Class WeightedLevenshtein

  • All Implemented Interfaces:
    StringDistance, java.io.Serializable

    @Immutable
    public class WeightedLevenshtein
    extends java.lang.Object
    implements StringDistance
    Implementation of Levenshtein that allows to define different weights for different character substitutions.
    See Also:
    Serialized Form
    • Constructor Detail

      • WeightedLevenshtein

        public WeightedLevenshtein​(CharacterSubstitutionInterface charsub)
        Instantiate with provided character substitution.
        Parameters:
        charsub - The strategy to determine character substitution weights.
      • WeightedLevenshtein

        public WeightedLevenshtein​(CharacterSubstitutionInterface charsub,
                                   CharacterInsDelInterface charchange)
        Instantiate with provided character substitution, insertion, and deletion weights.
        Parameters:
        charsub - The strategy to determine character substitution weights.
        charchange - The strategy to determine character insertion / deletion weights.
    • Method Detail

      • distance

        public final double distance​(java.lang.String s1,
                                     java.lang.String s2)
        Equivalent to distance(s1, s2, Double.MAX_VALUE).
        Specified by:
        distance in interface StringDistance
        Returns:
      • distance

        public final double distance​(java.lang.String s1,
                                     java.lang.String s2,
                                     double limit)
        Compute Levenshtein distance using provided weights for substitution.
        Parameters:
        s1 - The first string to compare.
        s2 - The second string to compare.
        limit - The maximum result to compute before stopping.

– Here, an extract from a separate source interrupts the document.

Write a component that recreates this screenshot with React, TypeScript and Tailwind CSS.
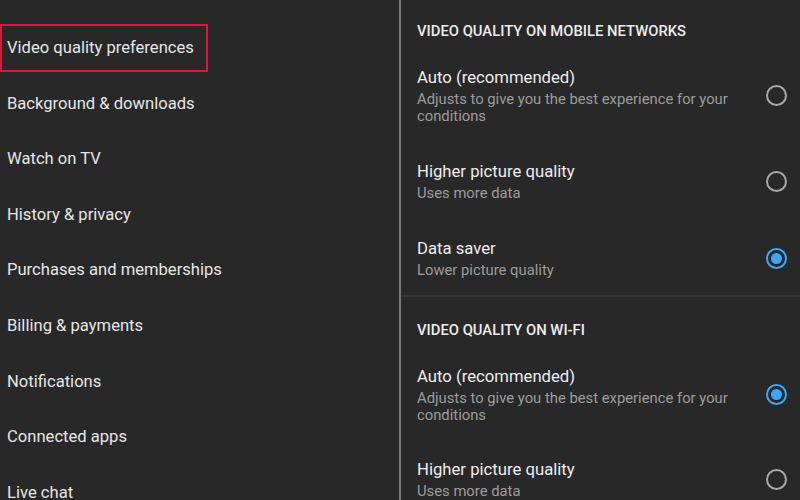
import React from 'react';

type Option = { title: string; sub: string[]; selected?: boolean };

const menu = [
  'Autoplay',
  'Video quality preferences',
  'Background & downloads',
  'Watch on TV',
  'History & privacy',
  'Purchases and memberships',
  'Billing & payments',
  'Notifications',
  'Connected apps',
  'Live chat',
];

const mobile: Option[] = [
  { title: 'Auto (recommended)', sub: ['Adjusts to give you the best experience for your', 'conditions'] },
  { title: 'Higher picture quality', sub: ['Uses more data'] },
  { title: 'Data saver', sub: ['Lower picture quality'], selected: true },
];

const wifi: Option[] = [
  { title: 'Auto (recommended)', sub: ['Adjusts to give you the best experience for your', 'conditions'], selected: true },
  { title: 'Higher picture quality', sub: ['Uses more data'] },
];

const Radio: React.FC<{ on?: boolean }> = ({ on }) =>
  on ? (
    <div className="w-[21px] h-[21px] rounded-full border-2 border-[#3ea6ff] flex items-center justify-center shrink-0">
      <div className="w-[11px] h-[11px] rounded-full bg-[#3ea6ff]" />
    </div>
  ) : (
    <div className="w-[21px] h-[21px] rounded-full border-2 border-[#a8a8a8] shrink-0" />
  );

const OptionRow: React.FC<{ opt: Option }> = ({ opt }) => (
  <div className="flex items-center justify-between pr-[13px]">
    <div>
      <div className="text-[16.7px] leading-[24px] text-[#ededed]">{opt.title}</div>
      <div className="mt-[1px] text-[14.8px] leading-[17px] text-[#9c9c9c]">
        {opt.sub.map((s) => (
          <div key={s}>{s}</div>
        ))}
      </div>
    </div>
    <Radio on={opt.selected} />
  </div>
);

export default function App() {
  return (
    <div
      className="w-[800px] h-[500px] overflow-hidden bg-[#282828] flex"
      style={{ fontFamily: 'Roboto, "Noto Sans", sans-serif' }}
    >
      {/* left menu */}
      <div className="w-[401px] shrink-0 border-r-2 border-[#767676] -mt-[35px]">
        {menu.map((m) => (
          <div key={m} className="h-[55.6px] flex items-center text-[16.6px] text-[#e6e6e6] whitespace-nowrap">
            {m === 'Video quality preferences' ? (
              <div className="w-[208px] h-[48px] border-2 border-[#e0163e] flex items-center pl-[5px]">
                {m}
              </div>
            ) : (
              <div className="pl-[7px]">{m}</div>
            )}
          </div>
        ))}
      </div>

      {/* right panel */}
      <div className="flex-1">
        <div className="pl-4 pb-[16px] border-b-2 border-[#353535]">
          <div className="pt-[21px] text-[14.8px] leading-5 font-medium text-[#ececec]">
            VIDEO QUALITY ON MOBILE NETWORKS
          </div>
          <div className="mt-[25px] flex flex-col gap-[35px]">
            {mobile.map((o) => (
              <OptionRow key={o.title} opt={o} />
            ))}
          </div>
        </div>
        <div className="pl-4">
          <div className="pt-[23px] text-[14.8px] leading-5 font-medium text-[#ececec]">
            VIDEO QUALITY ON WI-FI
          </div>
          <div className="mt-[25px] flex flex-col gap-[34px]">
            {wifi.map((o) => (
              <OptionRow key={o.title} opt={o} />
            ))}
          </div>
        </div>
      </div>
    </div>
  );
}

This means that the calculation can terminate early if you only care about strings with a certain similarity. Set this to Double.MAX_VALUE if you want to run the calculation to completion in every case.
        Returns:
        The computed weighted Levenshtein distance.
        Throws:
        java.lang.NullPointerException - if s1 or s2 is null.
      • insertionCost

        private double insertionCost​(char c)
      • deletionCost

        private double deletionCost​(char c)